3. Regional Constraints
Another reason for low pulse production is the creation of irrigation arrangements in the Gangetic plain to cultivate cereals and cash crops as a result pulses are left with less productive regions for their cultivation.
4. Technological Constraints
Lack of knowledge on crop management and production technologies such as insufficient and untimely availability of HYV's are the major reason leading to low productivity. Moreover, the poor availability of agricultural inputs such as manures, seeds, micronutrients, and bio-pesticides is another big barrier.
5. Socio-economic Constraints
The low profit obtained from the cultivation of pulse crops, non-availability of credits in time, and lack of subsidy in crop inputs are the major constraints that have loosed farmers' interest in pulse cultivation.
6. Institutional Constraints
It has been observed that due to the weak extension-farmer linkage, various market barriers, and lack of nearby regulated markets, farmers find it difficult to sell their produce. And as a result, they get less involved in pulse production.
Various efforts are been made up by the government. A variety of schemes to improve the pulse production which includes the National Food Security Mission, Integrated Scheme of Oilseeds, Pulses, Oil palm and Maize, Accelerated Pulse Production Programme, and so on. But still, these schemes have made a slow headway towards addressing above mentioned problems.
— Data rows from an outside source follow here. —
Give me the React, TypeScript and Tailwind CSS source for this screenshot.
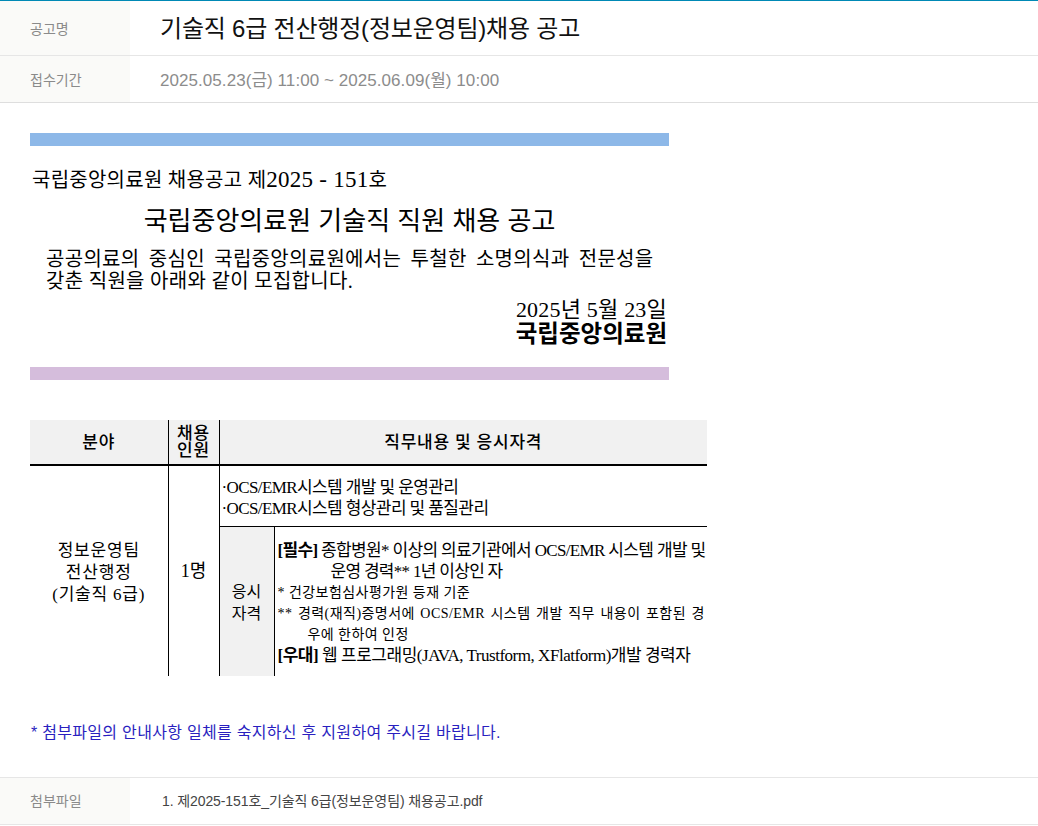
import React from 'react'

const sans = { fontFamily: '"Liberation Sans", "Noto Sans CJK KR", sans-serif' }

const doc = 'font-["Liberation_Serif","Noto_Sans_CJK_KR",serif] text-black'

export default function App() {
  return (
    <div className='w-[1038px] h-[826px] overflow-hidden bg-white font-["Liberation_Sans","Noto_Sans_CJK_KR",sans-serif]'>
      <div className="border-t border-[#0089b5]">
        <div className="flex h-[55px] border-b border-[#e6e6e6]">
          <div className="w-[130px] bg-[#fafaf8] pl-[30px] pt-[2px] flex items-center text-[14px] text-[#8a8a8a]">공고명</div>
          <div className="pl-[30px] pt-[2px] flex items-center text-[24px] tracking-[-0.2px] text-[#111]">기술직 6급 전산행정(정보운영팀)채용 공고</div>
        </div>
        <div className="flex h-[47px] border-b border-[#dedede]">
          <div className="w-[130px] bg-[#fafaf8] pl-[30px] pt-[3px] flex items-center text-[14px] text-[#8a8a8a]">접수기간</div>
          <div className="pl-[30px] pt-[3px] flex items-center text-[17px] tracking-[0.06px] text-[#8c8c8c]">2025.05.23(금) 11:00 ~ 2025.06.09(월) 10:00</div>
        </div>
      </div>

      <div className="pl-[30px] pt-[30px]">
        <div className="w-[639px] h-[13px] bg-[#8db8e8]" />
        <div className={`w-[639px] ${doc}`}>
          <p className="pt-[20px] pl-[2px] text-[20px] tracking-[0.25px] leading-[28px]">
            국립중앙의료원 채용공고 제<span className="text-[23px]">2025 - 151</span>호
          </p>
          <p className="pt-[10px] text-center text-[26px] leading-[34px] font-['Liberation_Sans','Noto_Sans_CJK_KR',sans-serif]">국립중앙의료원 기술직 직원 채용 공고</p>
          <p className="pt-[10px] pl-[16px] text-[20px] tracking-[0.3px] leading-[22px]">
            <span className="block [word-spacing:4px]">공공의료의 중심인 국립중앙의료원에서는 투철한 소명의식과 전문성을</span>
            <span className="block">갖춘 직원을 아래와 같이 모집합니다.</span>
          </p>
          <p className="pt-[5px] pr-[2px] text-right text-[22px] tracking-[0.2px] leading-[25px]">2025년 5월 23일</p>
          <p className="pr-[2px] text-right text-[23.5px] leading-[25px] font-bold">국립중앙의료원</p>
        </div>
        <div className="mt-[20px] w-[639px] h-[13px] bg-[#d5bddc]" />

        <table className={`mt-[40px] w-[677px] table-fixed border-collapse ${doc}`}>
          <colgroup>
            <col className="w-[138px]" />
            <col className="w-[51px]" />
            <col className="w-[55px]" />
            <col />
          </colgroup>
          <tbody>
            <tr className="h-[45px] bg-[#f1f1f1] border-b-2 border-black text-[17px] tracking-[0.8px] leading-[17px] font-medium">
              <td className="text-center border-r border-black">분야</td>
              <td className="text-center border-r border-black">채용<br />인원</td>
              <td colSpan={2} className="text-center">직무내용 및 응시자격</td>
            </tr>
            <tr className="h-[61px] border-b border-black">
              <td rowSpan={2} className="pt-[3px] text-center text-[17px] tracking-[0.8px] leading-[22px] border-r border-black">정보운영팀<br />전산행정<br />(기술직 6급)</td>
              <td rowSpan={2} className="text-center text-[18px] border-r border-black">1명</td>
              <td colSpan={2} className="pl-[2px] pt-[5px] text-[17px] leading-[21px] tracking-[-0.6px]">
                ·OCS/EMR시스템 개발 및 운영관리<br />·OCS/EMR시스템 형상관리 및 품질관리
              </td>
            </tr>
            <tr className="h-[150px]">
              <td className="bg-[#f1f1f1] border-r border-black pt-[4px] text-center text-[16px] leading-[22px]">응시<br />자격</td>
              <td className="pl-[2px] pt-[3px] whitespace-nowrap">
                <div className="pl-[1px] text-[17px] leading-[21px] tracking-[-0.65px]"><b>[필수]</b> 종합병원* 이상의 의료기관에서 OCS/EMR 시스템 개발 및</div>
                <div className="pl-[54px] text-[17px] leading-[21px] tracking-[-0.7px]">운영 경력** 1년 이상인 자</div>
                <div className="pl-[1px] text-[14px] leading-[21px] tracking-[0.45px]">* 건강보험심사평가원 등재 기준</div>
                <div className="pl-[1px] text-[14px] leading-[21px] tracking-[0.45px] [word-spacing:1.6px]">** 경력(재직)증명서에 OCS/EMR 시스템 개발 직무 내용이 포함된 경</div>
                <div className="pl-[31px] text-[14px] leading-[21px] tracking-[0.45px]">우에 한하여 인정</div>
                <div className="pl-[1px] text-[17px] leading-[21px] tracking-[-0.47px]"><b>[우대]</b> 웹 프로그래밍(JAVA, Trustform, XFlatform)개발 경력자</div>
              </td>
            </tr>
          </tbody>
        </table>

        <p className="mt-[46px] pl-[1px] text-[16px] leading-[22px] tracking-[0.3px] text-[#2a1fc0]" style={sans}>* 첨부파일의 안내사항 일체를 숙지하신 후 지원하여 주시길 바랍니다.</p>
      </div>

      <div className="mt-[33px] flex h-[48px] border-y border-[#e6e6e6]">
        <div className="w-[130px] bg-[#fafaf8] pl-[30px] pt-[1px] flex items-center text-[14px] text-[#8a8a8a]">첨부파일</div>
        <div className="pl-[32px] pt-[1px] flex items-center text-[14px] tracking-[-0.1px] text-[#444]">1. 제2025-151호_기술직 6급(정보운영팀) 채용공고.pdf</div>
      </div>
    </div>
  )
}
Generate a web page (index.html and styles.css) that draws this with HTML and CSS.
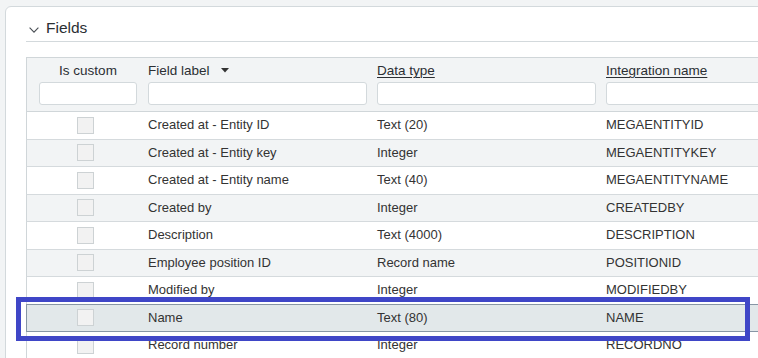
FILE: index.html
```html
<!DOCTYPE html>
<html lang="en">
<head>
<meta charset="utf-8">
<title>Fields</title>
<link rel="stylesheet" href="styles.css">
</head>
<body>
<div class="page">
  <section class="card">
    <div class="card-title">
      <svg class="chevron" width="10" height="6" viewBox="0 0 10 6"><polyline points="0.6,0.6 5,5.2 9.4,0.6" fill="none" stroke="#4a4f55" stroke-width="1.1"/></svg>
      <span>Fields</span>
    </div>
    <div class="grid">
      <div class="row head">
        <div class="cell hc1"><div class="label">Is custom</div><div class="filter small"></div></div>
        <div class="cell"><div class="label">Field label <svg class="sort" width="8" height="5" viewBox="0 0 8 5"><polygon points="0,0 8,0 4,4.5" fill="#333"/></svg></div><div class="filter"></div></div>
        <div class="cell"><div class="label"><u>Data type</u></div><div class="filter"></div></div>
        <div class="cell"><div class="label"><u>Integration name</u></div><div class="filter"></div></div>
      </div>
      <div class="row"><div class="cell c1"><span class="cb"></span></div><div class="cell">Created at - Entity ID</div><div class="cell">Text (20)</div><div class="cell">MEGAENTITYID</div></div>
      <div class="row alt"><div class="cell c1"><span class="cb"></span></div><div class="cell">Created at - Entity key</div><div class="cell">Integer</div><div class="cell">MEGAENTITYKEY</div></div>
      <div class="row"><div class="cell c1"><span class="cb"></span></div><div class="cell">Created at - Entity name</div><div class="cell">Text (40)</div><div class="cell">MEGAENTITYNAME</div></div>
      <div class="row alt"><div class="cell c1"><span class="cb"></span></div><div class="cell">Created by</div><div class="cell">Integer</div><div class="cell">CREATEDBY</div></div>
      <div class="row"><div class="cell c1"><span class="cb"></span></div><div class="cell">Description</div><div class="cell">Text (4000)</div><div class="cell">DESCRIPTION</div></div>
      <div class="row alt"><div class="cell c1"><span class="cb"></span></div><div class="cell">Employee position ID</div><div class="cell">Record name</div><div class="cell">POSITIONID</div></div>
      <div class="row"><div class="cell c1"><span class="cb"></span></div><div class="cell">Modified by</div><div class="cell">Integer</div><div class="cell">MODIFIEDBY</div></div>
      <div class="row selected"><div class="cell c1"><span class="cb"></span></div><div class="cell">Name</div><div class="cell">Text (80)</div><div class="cell">NAME</div></div>
      <div class="row"><div class="cell c1"><span class="cb"></span></div><div class="cell">Record number</div><div class="cell">Integer</div><div class="cell">RECORDNO</div></div>
    </div>
  </section>
  <div class="highlight"></div>
</div>
</body>
</html>
```

FILE: styles.css
```css
html, body {
  margin: 0;
  padding: 0;
  background: #f2f4f5;
  overflow: hidden;
  width: 758px;
  height: 358px;
}
body {
  font-family: "Liberation Sans", Arial, sans-serif;
  color: #333;
}
.page {
  position: relative;
  width: 758px;
  height: 358px;
  overflow: hidden;
  box-sizing: border-box;
  padding: 6px 0 0 5px;
}
.card {
  width: 900px;
  height: 500px;
  background: #fff;
  border: 1px solid #d3d9dc;
  border-radius: 6px;
  padding: 0 0 0 20px;
}
.card-title {
  display: flex;
  align-items: center;
  gap: 7px;
  padding: 11px 0 3px 3px;
  line-height: 20px;
  height: 20px;
  font-size: 15.5px;
  color: #2b2f33;
  border-bottom: 1px solid #d3d9dc;
}
.chevron {
  margin-top: 3px;
}
.grid {
  margin-top: 15px;
  border-top: 1px solid #d0d6d9;
}
.row {
  display: grid;
  grid-template-columns: 116px 229px 229px 320px;
  height: 27.5px;
  box-sizing: border-box;
  border-left: 1px solid #d0d6d9;
  border-bottom: 1px solid #d5dadd;
  font-size: 13px;
  align-items: center;
}
.row.alt {
  background: #f2f4f5;
}
.row.head {
  height: auto;
  background: #f2f4f5;
  align-items: start;
  border-bottom-color: #d0d6d9;
}
.row.selected {
  background: #e2e8ea;
  border-left-color: #8796a5;
  border-bottom-color: #8796a5;
  box-shadow: 0 -1px 0 #8796a5;
}
.cell {
  padding: 0 5px 1px;
  white-space: nowrap;
}
.row.head .cell {
  padding: 5px 5px 6px;
}
.row.head .cell.hc1 {
  padding: 5px 6px 6px 12px;
  text-align: center;
}
.cell.c1 {
  display: flex;
  justify-content: center;
  padding: 0;
}
.label {
  font-size: 13.5px;
  line-height: 16px;
  margin-bottom: 3px;
  color: #2b2f33;
}
.label u {
  text-decoration-thickness: 1px;
  text-underline-offset: 2px;
}
.sort {
  margin-left: 8px;
  vertical-align: 2px;
}
.filter {
  height: 23px;
  box-sizing: border-box;
  width: 219px;
  background: #fff;
  border: 1px solid #d3d9dc;
  border-radius: 3px;
}
.filter.small {
  width: 98px;
}
.cb {
  width: 17px;
  height: 17px;
  box-sizing: border-box;
  border: 1px solid #cdd2d4;
  background: #f2f2f2;
}
.highlight {
  position: absolute;
  left: 16px;
  top: 297px;
  width: 734px;
  height: 44px;
  box-sizing: border-box;
  border: 5.5px solid #3f46c7;
  pointer-events: none;
}
```
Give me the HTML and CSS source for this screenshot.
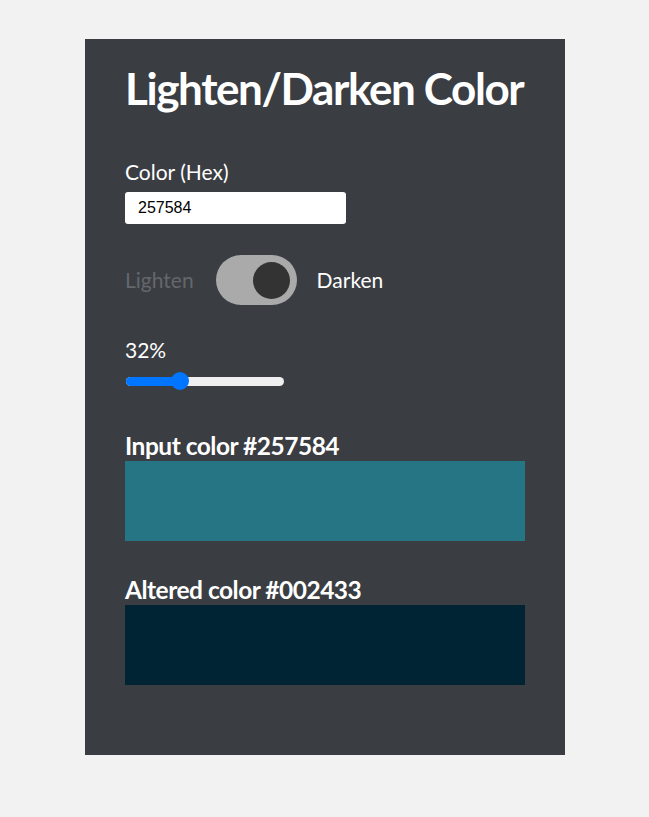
FILE: index.html
```html
<!DOCTYPE html>
<html lang="en">
<head>
<meta charset="utf-8">
<title>Lighten/Darken Color</title>
<link rel="stylesheet" href="styles.css">
</head>
<body>
<main class="panel">
  <h1 class="title">Lighten/Darken Color</h1>
  <label class="field-label" for="hex">Color (Hex)</label>
  <input id="hex" class="hex-input" type="text" value="257584">
  <div class="toggle-row">
    <span class="mode mode-off">Lighten</span>
    <span class="toggle"><span class="knob"></span></span>
    <span class="mode mode-on">Darken</span>
  </div>
  <div class="amount">32%</div>
  <div class="slider">
    <span class="slider-fill"></span>
    <span class="slider-thumb"></span>
  </div>
  <h2 class="swatch-title">Input color #257584</h2>
  <div class="swatch swatch-input"></div>
  <h2 class="swatch-title swatch-title-2">Altered color #002433</h2>
  <div class="swatch swatch-altered"></div>
</main>
</body>
</html>
```

FILE: styles.css
```css
* { box-sizing: border-box; }
html, body { margin: 0; padding: 0; }
body {
  background: #f2f2f2;
  font-family: Lato, "Open Sans", sans-serif;
  color: #ffffff;
}
.panel {
  margin: 39px 0 0 85px;
  width: 480px;
  background: #3a3d42;
  padding: 19px 40px 70px 40px;
}
.title {
  margin: 0;
  font-size: 44px;
  line-height: 60px;
  font-weight: 700;
  letter-spacing: -1.4px;
  white-space: nowrap;
}
.field-label {
  display: block;
  margin-top: 42px;
  font-size: 21px;
  line-height: 24px;
}
.hex-input {
  display: block;
  margin-top: 8px;
  width: 221px;
  height: 32px;
  border: none;
  border-radius: 3px;
  background: #fff;
  padding: 0 13px;
  font-family: "Liberation Sans", Arial, sans-serif;
  font-size: 16px;
  color: #000;
}
.toggle-row {
  display: flex;
  align-items: center;
  margin-top: 31px;
  height: 50px;
}
.mode {
  font-size: 21px;
  line-height: 24px;
}
.mode-off { color: #64676c; }
.mode-on { color: #ffffff; }
.toggle {
  display: flex;
  align-items: center;
  justify-content: flex-end;
  width: 81px;
  height: 50px;
  margin: 0 20px 0 22px;
  padding: 0 7px;
  border-radius: 25px;
  background: #aaaaaa;
}
.knob {
  width: 37px;
  height: 37px;
  border-radius: 50%;
  background: #333333;
}
.amount {
  margin-top: 33px;
  font-size: 21px;
  line-height: 24px;
}
.slider {
  position: relative;
  margin-top: 10px;
  width: 160px;
  height: 18px;
}
.slider::before {
  content: "";
  position: absolute;
  left: 1px;
  right: 1px;
  top: 5px;
  height: 9px;
  border-radius: 5px;
  background: #efefef;
}
.slider-fill {
  position: absolute;
  left: 1px;
  top: 5px;
  width: 55px;
  height: 9px;
  border-radius: 5px 0 0 5px;
  background: #0075ff;
}
.slider-thumb {
  position: absolute;
  left: 46px;
  top: 0;
  width: 18px;
  height: 18px;
  border-radius: 50%;
  background: #0075ff;
}
.swatch-title {
  margin: 40px 0 0 0;
  font-size: 24.5px;
  line-height: 31px;
  font-weight: 700;
  letter-spacing: -0.5px;
}
.swatch-title-2 { margin-top: 33px; }
.swatch {
  width: 400px;
  height: 80px;
}
.swatch-input { background: #257584; }
.swatch-altered { background: #002433; }
```
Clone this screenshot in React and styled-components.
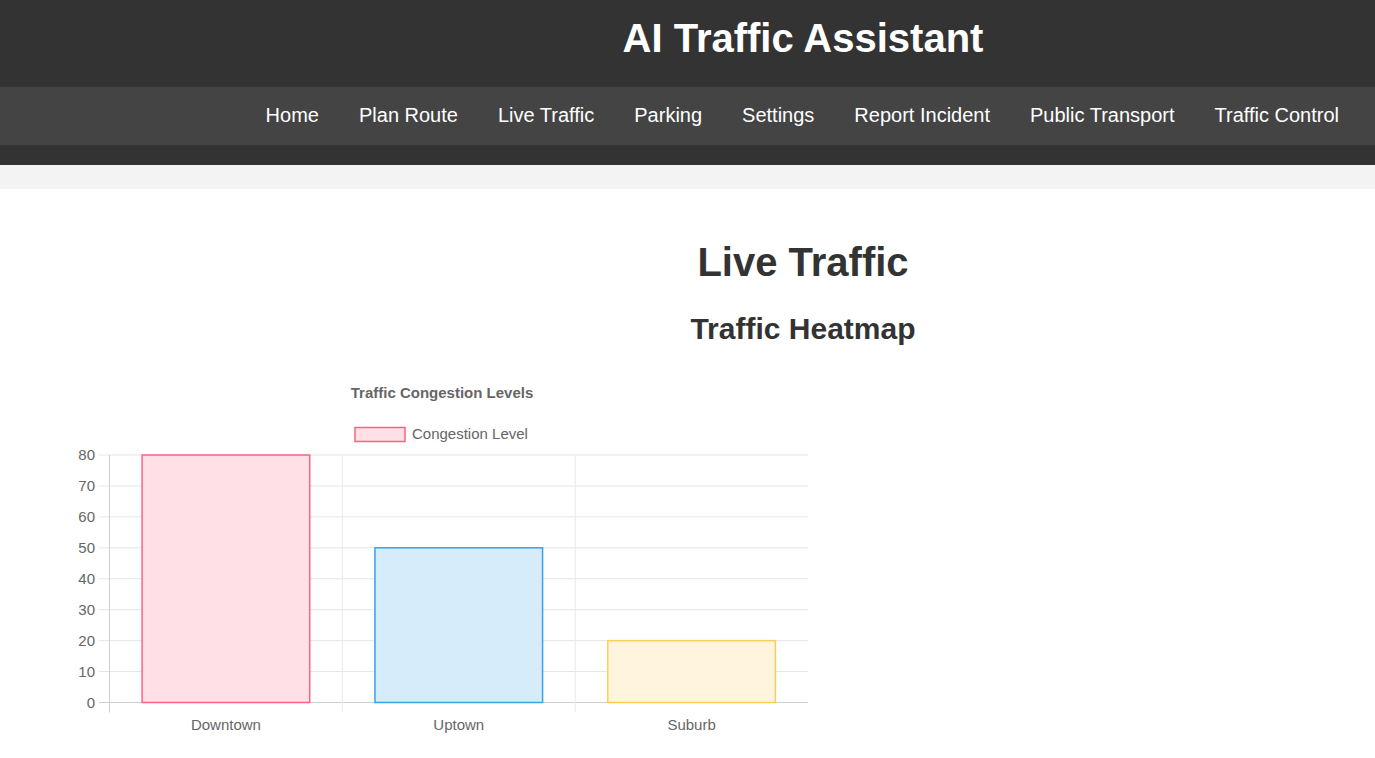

Hence, some additional efforts that can be made to boost pulse production are discussed below:
1. Development and Promotion of the Drought Tolerant varieties.
Since pulse crops are generally been grown in arid and semi-arid regions of the country. Hence, there is the need to develop drought-tolerant, short-duration, and high-yielding varieties of pulses so that they can match crop maturity duration and soil moisture availability.
2. Better Management operations
The need of the hour is to promote mechanized field operation, new production technology to boost pulse production. Also, the government should hire trained and qualified personnel knowing the latest technology to guide and train farmers.